While searching through recipes at epicurious.com, looking for something different to do with my leftover artichoke hearts, I was reminded of the abrupt death, a number of years ago, of Gourmet Magazine.
Final Issue of Gourmet |
It seems crueler to lose work during the holiday season. The staff at Gourmet, busy working on their next issue, were unceremoniously let go. They, along with us, never got to see the December issue, all dressed up in its holiday finery, proudly take its place on all the festive magazine displays throughout the country.
The people we had come to think of as friends, such as Ruth Reichl and Sara Moulton, as well as the top editing staff, would all be fine.

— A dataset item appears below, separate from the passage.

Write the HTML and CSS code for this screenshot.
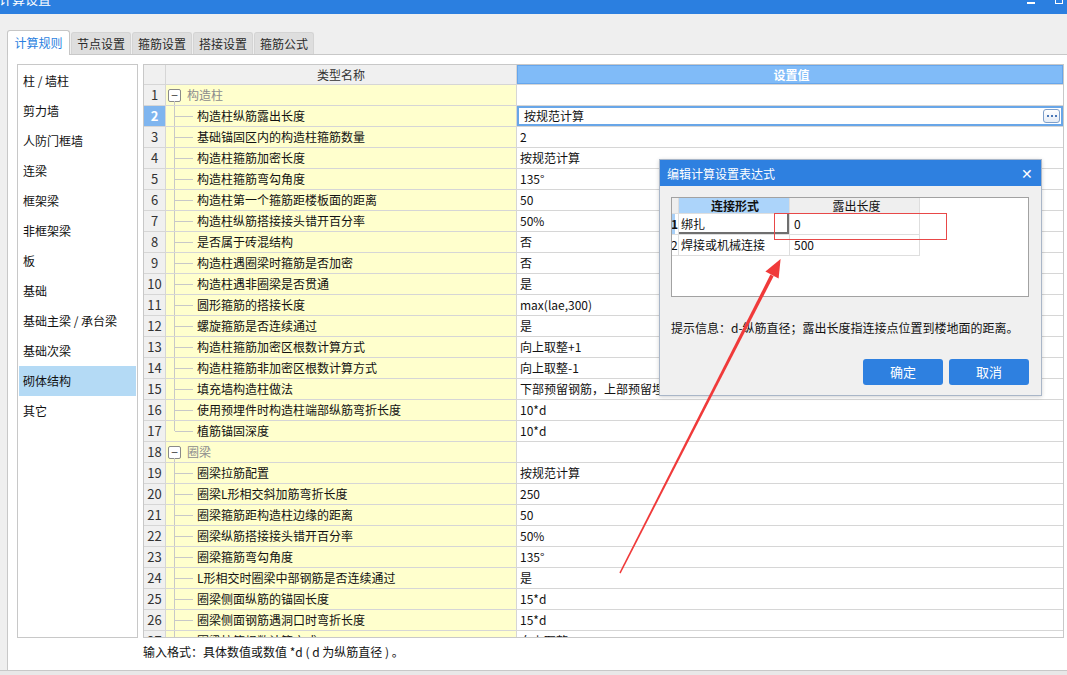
FILE: index.html
```html
<!DOCTYPE html>
<html lang="zh-CN">
<head>
<meta charset="utf-8">
<title>计算设置</title>
<link rel="stylesheet" href="styles.css">
</head>
<body>
<div class="window">
  <div class="titlebar">
    <span class="title">计算设置</span>
    <span class="win-min"></span>
    <span class="win-max"></span>
  </div>
  <div class="tabs">
    <div class="tab active">计算规则</div>
    <div class="tab">节点设置</div>
    <div class="tab">箍筋设置</div>
    <div class="tab">搭接设置</div>
    <div class="tab">箍筋公式</div>
  </div>
  <div class="panel">
    <div class="main">
      <div class="sidebar">
        <div class="side-item">柱 / 墙柱</div>
        <div class="side-item">剪力墙</div>
        <div class="side-item">人防门框墙</div>
        <div class="side-item">连梁</div>
        <div class="side-item">框架梁</div>
        <div class="side-item">非框架梁</div>
        <div class="side-item">板</div>
        <div class="side-item">基础</div>
        <div class="side-item">基础主梁 / 承台梁</div>
        <div class="side-item">基础次梁</div>
        <div class="side-item selected">砌体结构</div>
        <div class="side-item">其它</div>
      </div>
      <div class="grid">
        <div class="row head">
          <div class="num"></div>
          <div class="name">类型名称</div>
          <div class="val">设置值</div>
        </div>
        <div class="row group"><div class="num">1</div><div class="name"><span class="toggle">−</span><span class="gtext">构造柱</span></div><div class="val"></div></div>
        <div class="row child sel"><div class="num">2</div><div class="name">构造柱纵筋露出长度</div><div class="val"><span>按规范计算</span><span class="more"><i></i><i></i><i></i></span></div></div>
        <div class="row child"><div class="num">3</div><div class="name">基础锚固区内的构造柱箍筋数量</div><div class="val">2</div></div>
        <div class="row child"><div class="num">4</div><div class="name">构造柱箍筋加密长度</div><div class="val">按规范计算</div></div>
        <div class="row child"><div class="num">5</div><div class="name">构造柱箍筋弯勾角度</div><div class="val">135°</div></div>
        <div class="row child"><div class="num">6</div><div class="name">构造柱第一个箍筋距楼板面的距离</div><div class="val">50</div></div>
        <div class="row child"><div class="num">7</div><div class="name">构造柱纵筋搭接接头错开百分率</div><div class="val">50%</div></div>
        <div class="row child"><div class="num">8</div><div class="name">是否属于砖混结构</div><div class="val">否</div></div>
        <div class="row child"><div class="num">9</div><div class="name">构造柱遇圈梁时箍筋是否加密</div><div class="val">否</div></div>
        <div class="row child"><div class="num">10</div><div class="name">构造柱遇非圈梁是否贯通</div><div class="val">是</div></div>
        <div class="row child"><div class="num">11</div><div class="name">圆形箍筋的搭接长度</div><div class="val">max(lae,300)</div></div>
        <div class="row child"><div class="num">12</div><div class="name">螺旋箍筋是否连续通过</div><div class="val">是</div></div>
        <div class="row child"><div class="num">13</div><div class="name">构造柱箍筋加密区根数计算方式</div><div class="val">向上取整+1</div></div>
        <div class="row child"><div class="num">14</div><div class="name">构造柱箍筋非加密区根数计算方式</div><div class="val">向上取整-1</div></div>
        <div class="row child"><div class="num">15</div><div class="name">填充墙构造柱做法</div><div class="val">下部预留钢筋，上部预留埋件</div></div>
        <div class="row child"><div class="num">16</div><div class="name">使用预埋件时构造柱端部纵筋弯折长度</div><div class="val">10*d</div></div>
        <div class="row child last"><div class="num">17</div><div class="name">植筋锚固深度</div><div class="val">10*d</div></div>
        <div class="row group"><div class="num">18</div><div class="name"><span class="toggle">−</span><span class="gtext">圈梁</span></div><div class="val"></div></div>
        <div class="row child"><div class="num">19</div><div class="name">圈梁拉筋配置</div><div class="val">按规范计算</div></div>
        <div class="row child"><div class="num">20</div><div class="name">圈梁L形相交斜加筋弯折长度</div><div class="val">250</div></div>
        <div class="row child"><div class="num">21</div><div class="name">圈梁箍筋距构造柱边缘的距离</div><div class="val">50</div></div>
        <div class="row child"><div class="num">22</div><div class="name">圈梁纵筋搭接接头错开百分率</div><div class="val">50%</div></div>
        <div class="row child"><div class="num">23</div><div class="name">圈梁箍筋弯勾角度</div><div class="val">135°</div></div>
        <div class="row child"><div class="num">24</div><div class="name">L形相交时圈梁中部钢筋是否连续通过</div><div class="val">是</div></div>
        <div class="row child"><div class="num">25</div><div class="name">圈梁侧面纵筋的锚固长度</div><div class="val">15*d</div></div>
        <div class="row child"><div class="num">26</div><div class="name">圈梁侧面钢筋遇洞口时弯折长度</div><div class="val">15*d</div></div>
        <div class="row child"><div class="num">27</div><div class="name">圈梁拉筋根数计算方式</div><div class="val">向上取整+1</div></div>
      </div>
    </div>
    <div class="status">输入格式：具体数值或数值 *d ( d 为纵筋直径 ) 。</div>
  </div>
  <div class="footer"></div>
</div>

<div class="dialog">
  <div class="dlg-title">
    <span>编辑计算设置表达式</span>
    <span class="dlg-close">✕</span>
  </div>
  <div class="dlg-body">
    <div class="dlg-table">
      <div class="drow dhead">
        <div class="dnum"></div>
        <div class="dname">连接形式</div>
        <div class="dval">露出长度</div>
      </div>
      <div class="drow">
        <div class="dnum active">1</div>
        <div class="dname focus">绑扎</div>
        <div class="dval">0</div>
      </div>
      <div class="drow">
        <div class="dnum">2</div>
        <div class="dname">焊接或机械连接</div>
        <div class="dval">500</div>
      </div>
    </div>
    <div class="hint">提示信息：d-纵筋直径；露出长度指连接点位置到楼地面的距离。</div>
    <div class="buttons">
      <div class="btn">确定</div>
      <div class="btn">取消</div>
    </div>
  </div>
</div>

<div class="redbox"></div>

<svg class="arrow" width="1067" height="675" viewBox="0 0 1067 675">
  <polygon points="619.4,572.6 620.6,573.4 773.6,276.2 770.4,274.6" fill="#f03a3a"/>
  <polygon points="780.6,259 765.4,271.6 778.6,278.4" fill="#f03a3a"/>
</svg>
</body>
</html>
```
FILE: styles.css
```css
* { box-sizing: border-box; }
html, body { margin: 0; padding: 0; }
body {
  width: 1067px;
  height: 675px;
  overflow: hidden;
  position: relative;
  background: #efefef;
  font-family: "Noto Sans CJK SC", "Microsoft YaHei", sans-serif;
  font-size: 12px;
  color: #111;
}
.window { display: flex; flex-direction: column; height: 675px; }

/* title bar */
.titlebar {
  height: 14px;
  flex: none;
  background: #2b7fe0;
  color: #fff;
  display: flex;
  align-items: flex-start;
  overflow: hidden;
}
.title { font-size: 13px; line-height: 16px; margin-top: -9px; margin-left: -1px; }
.win-min { width: 8px; height: 2px; background: #fff; margin-top: 2px; margin-left: auto; }
.win-max { width: 8px; height: 4px; border: 1px solid #fff; border-top: 0; margin-left: 20px; margin-right: 4px; }

/* tabs */
.tabs {
  height: 40px;
  flex: none;
  display: flex;
  align-items: flex-end;
  gap: 1px;
  padding-left: 7px;
  position: relative;
  z-index: 2;
}
.tab {
  width: 60px;
  height: 22px;
  line-height: 21px;
  text-align: center;
  background: #dedede;
  border: 1px solid #d4d4d4;
  border-bottom: 0;
  border-radius: 3px 3px 0 0;
  color: #2a2a2a;
}
.tab.active {
  width: 63px;
  height: 25px;
  line-height: 24px;
  margin-bottom: -1px;
  background: #fff;
  border-color: #c6c6c6;
  color: #2b7fe0;
}

/* panel */
.panel {
  flex: 1;
  margin-left: 7px;
  background: #fff;
  border-top: 1px solid #c8c8c8;
  border-left: 1px solid #c8c8c8;
  display: flex;
  flex-direction: column;
}
.main {
  display: flex;
  gap: 5px;
  padding: 9px 0 0 9px;
  height: 583px;
  flex: none;
}
.sidebar {
  width: 121px;
  height: 574px;
  border: 1px solid #c8c8c8;
  padding: 1px;
}
.side-item { height: 30px; line-height: 30px; padding-left: 4px; white-space: nowrap; }
.side-item.selected { background: #b4daf5; }

/* grid */
.grid {
  width: 921px;
  height: 574px;
  border: 1px solid #c8c8c8;
  overflow: hidden;
}
.row {
  display: grid;
  grid-template-columns: 22px 351px 1fr;
  height: 21px;
}
.row > div {
  border-bottom: 1px solid #d6d6d6;
  line-height: 20px;
  white-space: nowrap;
  overflow: hidden;
}
.row .num { border-right: 1px solid #d6d6d6; background: #f0f0f0; text-align: center; font-size: 13px; color: #333; }
.row .name { border-right: 1px solid #d6d6d6; background: #ffffcd; position: relative; padding-left: 31px; }
.row .val { background: #fff; padding-left: 3px; }

.row.head { height: 20px; }
.row.head > div { line-height: 19px; }
.row.head .name { background: #f0f0f0; text-align: center; padding-left: 0; color: #333; }
.row.head .val {
  background: #80bbf8;
  box-shadow: inset 0 0 0 1px #66a6ec;
  color: #fff;
  font-weight: bold;
  text-align: center;
}

.row.child .name::before {
  content: "";
  position: absolute;
  left: 8px;
  top: 0;
  bottom: -1px;
  border-left: 1px solid #c8c8c8;
}
.row.child.last .name::before { bottom: 50%; }
.row.child .name::after {
  content: "";
  position: absolute;
  left: 9px;
  top: 10px;
  width: 18px;
  border-top: 1px solid #c8c8c8;
}
.row.group .name { padding-left: 2px; display: flex; align-items: center; }
.row.group .name::before {
  content: "";
  position: absolute;
  left: 8px;
  top: 16px;
  bottom: -1px;
  border-left: 1px solid #c8c8c8;
}
.toggle {
  width: 13px;
  height: 13px;
  border: 1px solid #8a8a8a;
  border-radius: 2px;
  background: #fff;
  line-height: 10px;
  font-size: 12px;
  text-align: center;
  color: #444;
  flex: none;
}
.gtext { margin-left: 6px; color: #8c8c8c; }

.row.sel .num { background: #7fb5ef; color: #fff; font-weight: bold; }
.row.sel .val {
  display: flex;
  align-items: center;
  padding-left: 7px;
  box-shadow: inset 0 0 0 2px #68a6e8;
}
.more {
  margin-left: auto;
  margin-right: 3px;
  width: 17px;
  height: 14px;
  border: 1px solid #7e9fca;
  border-radius: 3px;
  background: linear-gradient(#ffffff, #e4ebf5);
  display: flex;
  align-items: center;
  justify-content: center;
  gap: 2px;
  flex: none;
}
.more i {
  display: block;
  width: 2px;
  height: 2px;
  background: #4a78b8;
}

.status {
  height: 32px;
  line-height: 28px;
  padding-left: 135px;
  white-space: nowrap;
}
.footer { height: 5px; flex: none; background: #e8e8e8; border-top: 1px solid #c8c8c8; }

/* dialog */
.dialog {
  position: absolute;
  left: 659px;
  top: 159px;
  width: 383px;
  height: 237px;
  background: #f0f0f0;
  border: 1px solid #a9b6c8;
  box-shadow: 0 1px 4px rgba(0, 0, 0, 0.18);
  z-index: 5;
}
.dlg-title {
  height: 26px;
  background: #2e80e0;
  color: #fff;
  display: flex;
  align-items: center;
  padding: 0 8px 0 7px;
}
.dlg-close { margin-left: auto; font-size: 14px; line-height: 14px; }
.dlg-body { padding: 11px 12px 0 11px; }
.dlg-table {
  width: 358px;
  height: 100px;
  background: #fff;
  border: 1px solid #a2a2a2;
}
.drow {
  display: grid;
  grid-template-columns: 7px 111px 130px;
  height: 21px;
}
.drow > div {
  border-bottom: 1px solid #dedede;
  border-right: 1px solid #dedede;
  line-height: 20px;
  white-space: nowrap;
  overflow: hidden;
}
.drow.dhead { height: 16px; }
.drow.dhead > div { line-height: 15px; background: #efefef; text-align: center; }
.drow.dhead .dnum { background: #efefef; }
.drow.dhead .dname { background: #acd4fa; font-weight: bold; }
.dnum { font-weight: normal; font-size: 12px; text-indent: -1px; }
.dnum.active { font-weight: bold; background: linear-gradient(90deg, #a8d0f8 0 3px, #fff 3px); }
.dname { padding-left: 2px; }
.dname.focus { box-shadow: inset -2px -2px 0 #6f6f6f; }
.dval { padding-left: 4px; }
.hint { margin-top: 22px; line-height: 18px; white-space: nowrap; }
.buttons {
  display: flex;
  justify-content: flex-end;
  gap: 6px;
  margin-top: 22px;
}
.btn {
  width: 80px;
  height: 26px;
  line-height: 26px;
  text-align: center;
  background: #2e80e0;
  color: #fff;
  border-radius: 3px;
  font-size: 13px;
}

.redbox {
  position: absolute;
  left: 774px;
  top: 213px;
  width: 173px;
  height: 27px;
  border: 1px solid #e84848;
  z-index: 6;
}
.arrow {
  position: absolute;
  left: 0;
  top: 0;
  z-index: 7;
  pointer-events: none;
}
```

But what about all the cogs in the wheel (or, in this case, clams in the chowder)? Were they all able to land on their feet? And all those freelance writers, photographers, food stylists and recipe testers, as well as printers and suppliers; were they all able to fill the economic void left by Gourmet's untimely demise?
I was also angry that, without subscriber input, Gourmet was automatically replaced with Bon Appétit. Rather than extending my existing Bon Appétit subscription, as I unsuccessfully asked them to do, I was blessed with two copies of Bon Appétit every month for six months … a waste of my money as well as paper, printing and postage costs. And shame on Condé Nast that they continued to solicit subscriptions and subscription gifts to a magazine they knew would soon be extinct.
Born January, 1941, Gourmet was the first US magazine devoted to food and wine. It survived nearly 70 years, bringing its readers an opportunity to relax and become immersed in beautiful food and travel. Couldn’t travel to the mountains for Christmas? No problem, Gourmet would take us there; we would almost shiver from the cold as we merrily glided across the silvery snow in our horse-drawn sled. Unable to get a reservation for that sweet little restaurant? That’s okay, Gourmet allowed us to taste the crispness of the duck and the silkiness of the crème brûlée while sitting by the crackling fire at a French country inn.
My first magazine subscription was for Gourmet. The memory is sentimental as it was given to me as a present by my mother when I headed off on my own after college. At the time I thought the magazine to be rather daunting, more sophisticated than I ever hoped to be. But it was lovely to behold … absorbing each page and visualizing what it would be like to stroll through one of the gorgeous travel photos, stopping to eat sumptuous, beautifully prepared food at some little treasure of a restaurant.
Maybe one day I could actually prepare one of the mouth-watering meals that graced the pages … maybe, just maybe. And of course one day I did. But those days of enjoying those pages are long gone, and it makes me sad.
So far Bon Appétit is still standing. I have never enjoyed it as much as I did Gourmet and it doesn't have the same meaning for me. I do hope, though, that it isn't turned into a soulless electronic web site, or worse, some horrible food network program.